The law of agency allows one person to employ another to do his/her/its work. This work may entail the letting or selling goods, the rendering of services, or acquisition of property on the principle’s behalf as if the principle were present and acting in person.
The principal may authorise the agent to perform a variety of tasks or may restrict the agent to specific functions. Regardless of the amount or scope of authority granted to the agent, the agent represents the principal and is subject to the principal’s control. In this regard, the principal is liable for the consequences of acts that the agent has been directed to perform.
The most important distinction between an Agency Agreement, and an Independent Contractor Agreement is the concept of control: the agent agrees to act under the control or direction of the principal.
The extent of the principal’s control over the agent distinguishes an agent from an independent contractor, over whom control and supervision by the principal may be relatively remote. An independent contractor is subject to the control of an employer only to the extent that he/she must produce the final work product that she or he has agreed to provide.

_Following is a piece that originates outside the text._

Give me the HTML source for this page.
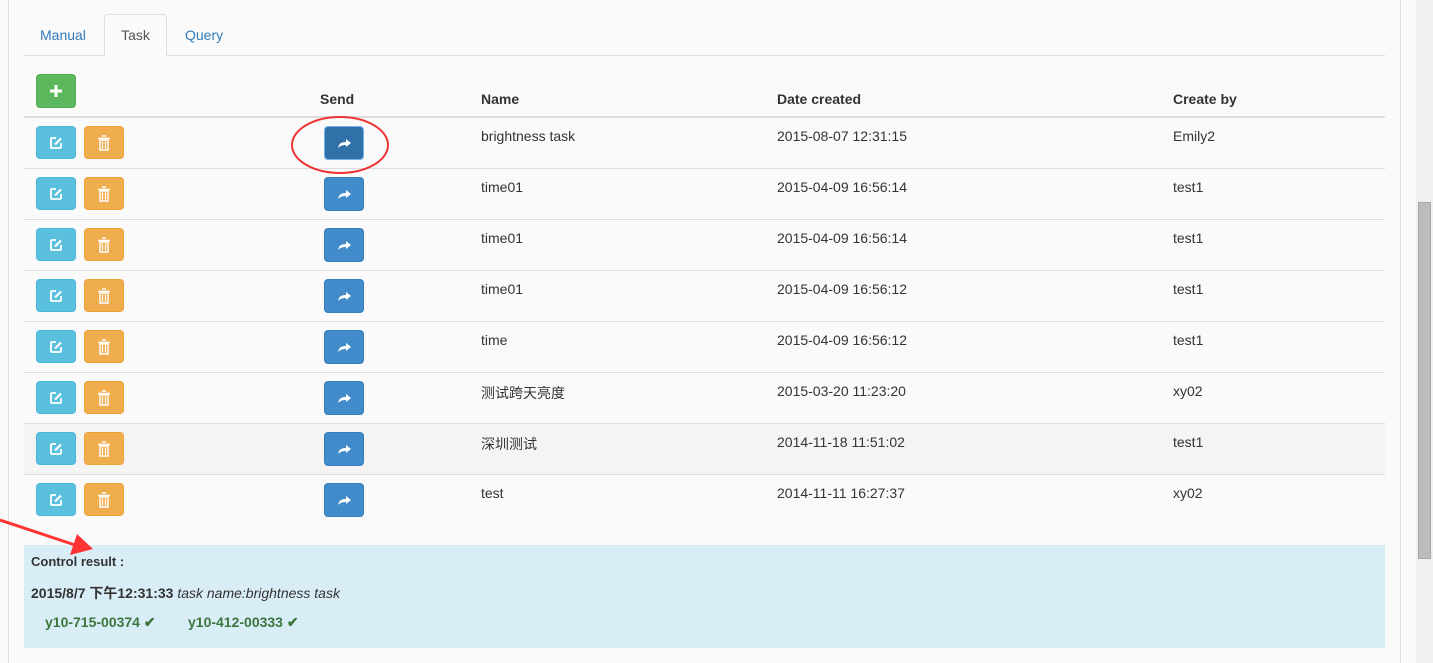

Independent contractors have the freedom to use whatever means they choose to achieve that final product. When the employer provides more specific directions, or exerts more control, as to the means and methods of doing the job—by providing specific instructions as to how goods are to be sold or marketed, for example—then an agency relationship may exist.
An agent is generally distinguished from a distributor in that a distributor will buy stock from the supplier or principal and then sell it on to his customers at a mark-up, whereas an agent will find customers for the principal who then sells direct to the customers and pays commission to the agent.